The Draw-Activation Sensor – No Buttons Required

The defining feature of a disposable vape – its absolute simplicity of use – is enabled by a microphone-type pressure sensor (sometimes called an airflow sensor) on the circuit board. When you draw on the mouthpiece, you create a slight negative pressure differential. The sensor detects this change, closes the circuit between battery and coil, and heating begins. Release the mouthpiece and the pressure equalises; the circuit opens and heating stops. The entire activation and deactivation cycle happens in milliseconds.

The Coil – Where Liquid Becomes Vapour

The coil is the heart of the device – a length of resistance wire (most commonly Kanthal or stainless steel, and increasingly a flat mesh format) wound around or beneath the wicking material. When current from the battery passes through the resistance wire, Joule heating converts electrical energy to thermal energy.

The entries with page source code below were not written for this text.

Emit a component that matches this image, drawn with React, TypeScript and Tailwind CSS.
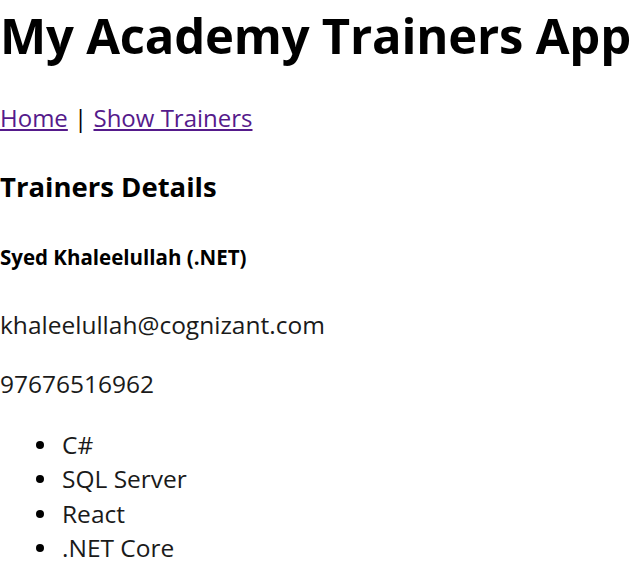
import React from "react";

const skills = ["C#", "SQL Server", "React", ".NET Core"];

export default function App() {
  return (
    <div className="min-h-screen bg-white font-['Open_Sans',sans-serif] text-black">
      <h1 className="mt-[5px] text-[49px] font-bold leading-[60px] tracking-[-0.2px]">My Academy Trainers App</h1>

      <div className="mt-[36px] text-[24px] leading-[34px]">
        <a href="#" className="text-[#551a8b] underline">Home</a>
        {" | "}
        <a href="#" className="text-[#551a8b] underline">Show Trainers</a>
      </div>

      <h3 className="mt-[32px] text-[27.5px] font-bold leading-[40px]">Trainers Details</h3>

      <h5 className="mt-[36px] text-[20.5px] font-bold leading-[28px]">Syed Khaleelullah (.NET)</h5>

      <p className="mt-[37px] text-[24.5px] leading-[34px] text-[#1a1a1a]">khaleelullah@cognizant.com</p>
      <p className="mt-[25px] text-[24.5px] leading-[34px] text-[#1a1a1a]">97676516962</p>

      <ul className="mt-[27px] text-[24.5px] leading-[34.3px] text-[#1a1a1a]">
        {skills.map((s) => (
          <li key={s} className="flex items-center">
            <span className="ml-[36px] mr-[18px] h-[8px] w-[8px] rounded-full bg-black" />
            {s}
          </li>
        ))}
      </ul>
    </div>
  );
}
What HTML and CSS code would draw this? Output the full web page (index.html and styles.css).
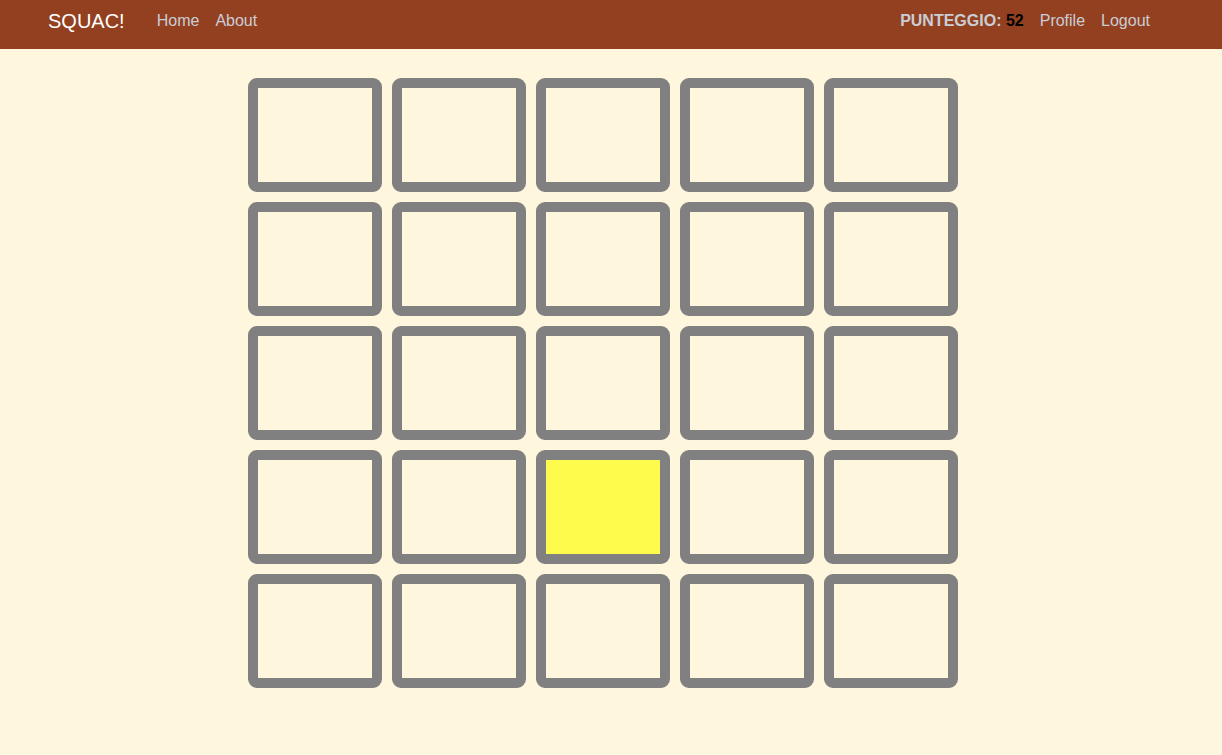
FILE: index.html
```html
<!DOCTYPE html>
<html lang="it">
<head>
<meta charset="utf-8">
<title>SQUAC!</title>
<link rel="stylesheet" href="styles.css">
</head>
<body>
<nav class="navbar">
  <a class="brand" href="#">SQUAC!</a>
  <ul class="nav nav-left">
    <li><a class="nav-link" href="#">Home</a></li>
    <li><a class="nav-link" href="#">About</a></li>
  </ul>
  <ul class="nav nav-right">
    <li class="score">PUNTEGGIO: <span class="score-value">52</span></li>
    <li><a class="nav-link" href="#">Profile</a></li>
    <li><a class="nav-link" href="#">Logout</a></li>
  </ul>
</nav>
<main class="board-wrap">
  <div class="board">
    <div class="cell"></div><div class="cell"></div><div class="cell"></div><div class="cell"></div><div class="cell"></div>
    <div class="cell"></div><div class="cell"></div><div class="cell"></div><div class="cell"></div><div class="cell"></div>
    <div class="cell"></div><div class="cell"></div><div class="cell"></div><div class="cell"></div><div class="cell"></div>
    <div class="cell"></div><div class="cell"></div><div class="cell active"></div><div class="cell"></div><div class="cell"></div>
    <div class="cell"></div><div class="cell"></div><div class="cell"></div><div class="cell"></div><div class="cell"></div>
  </div>
</main>
</body>
</html>
```
FILE: styles.css
```css
* { box-sizing: border-box; }
html, body {
  margin: 0;
  padding: 0;
  background: #fff6de;
  font-family: "Liberation Sans", Arial, sans-serif;
  font-size: 16px;
}
.navbar {
  display: flex;
  align-items: flex-start;
  height: 49px;
  background: #934020;
  padding: 0 64px 0 48px;
}
.brand {
  color: #ffffff;
  text-decoration: none;
  font-size: 20px;
  line-height: 30px;
  margin-top: 6px;
  margin-right: 24px;
}
.nav {
  display: flex;
  list-style: none;
  margin: 0;
  padding: 0;
  padding-top: 9px;
}
.nav li {
  line-height: 24px;
}
.nav-link {
  display: block;
  color: #c9ced6;
  text-decoration: none;
  padding: 0 8px;
}
.nav-right {
  margin-left: auto;
}
.score {
  color: #c9ced6;
  font-weight: bold;
  padding-right: 8px;
}
.score-value {
  color: #000000;
}
.board-wrap {
  display: flex;
  justify-content: center;
  padding: 29px 16px 0 0;
}
.board {
  display: grid;
  grid-template-columns: repeat(5, 134px);
  grid-auto-rows: 114px;
  gap: 10px;
}
.cell {
  border: 10px solid #808080;
  border-radius: 9px;
  background: transparent;
}
.cell.active {
  background: #fffb4d;
}
```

The temperature reached depends on the wire’s resistance, the battery voltage and the power output of the circuit – typically 7–12 watts in a standard disposable, producing coil temperatures between 180 °C and 220 °C.

Mesh coils, which use a flat perforated strip of resistance material rather than a wound wire, are now standard in premium disposables. The mesh format provides dramatically more surface area in contact with the wick, producing faster, more even heating and better flavour consistency throughout the device’s life.

The Wicking Material and E-Liquid Delivery

Organic cotton is the dominant wicking material in disposable vapes. It sits in direct contact with both the coil and the liquid reservoir, saturated with e-liquid through capillary action. When the coil heats, the liquid in the cotton vaporises. Capillary action then draws fresh liquid from the reservoir into the cotton to replace what was consumed. This self-replenishment cycle works reliably as long as there is liquid in the reservoir and the user does not draw too rapidly for the wick to resaturate – which is the cause of the burnt, acrid “dry hit” that results from chain-vaping.

The E-Liquid – Formulation Matters

The liquid in most modern vapes is a blend of propylene glycol (PG), vegetable glycerin (VG), flavour concentrates and nicotine in salt form. Nicotine salts – produced by reacting freebase nicotine with an organic acid – allow 20 mg/ml concentrations to be inhaled smoothly without the harsh throat sensation that freebase nicotine produces at equivalent concentrations. The PG/VG ratio affects the draw character: higher PG produces a tighter, more restricted draw and a more pronounced throat hit; higher VG produces a softer, more voluminous vapour. Most disposables use a balanced ratio of around 50/50, optimised for the coil and airflow geometry of the specific device.

Why Some Perform Better Than Others

The performance difference between a premium disposable and a budget one comes down to manufacturing tolerance and material quality. A well-manufactured device maintains consistent battery voltage output throughout its discharge cycle, so the vapour and flavour profile stays consistent from puff one to puff five hundred. A poorly manufactured device shows voltage sag as the battery depletes, producing progressively weaker draws and muted flavour. The wicking material quality determines whether the device can handle continuous use without dry hits. The e-liquid formulation determines whether flavour fidelity is maintained at the operating temperature of the specific coil. These are engineering details – invisible from the outside – that separate the market leaders from the flood of undifferentiated alternatives.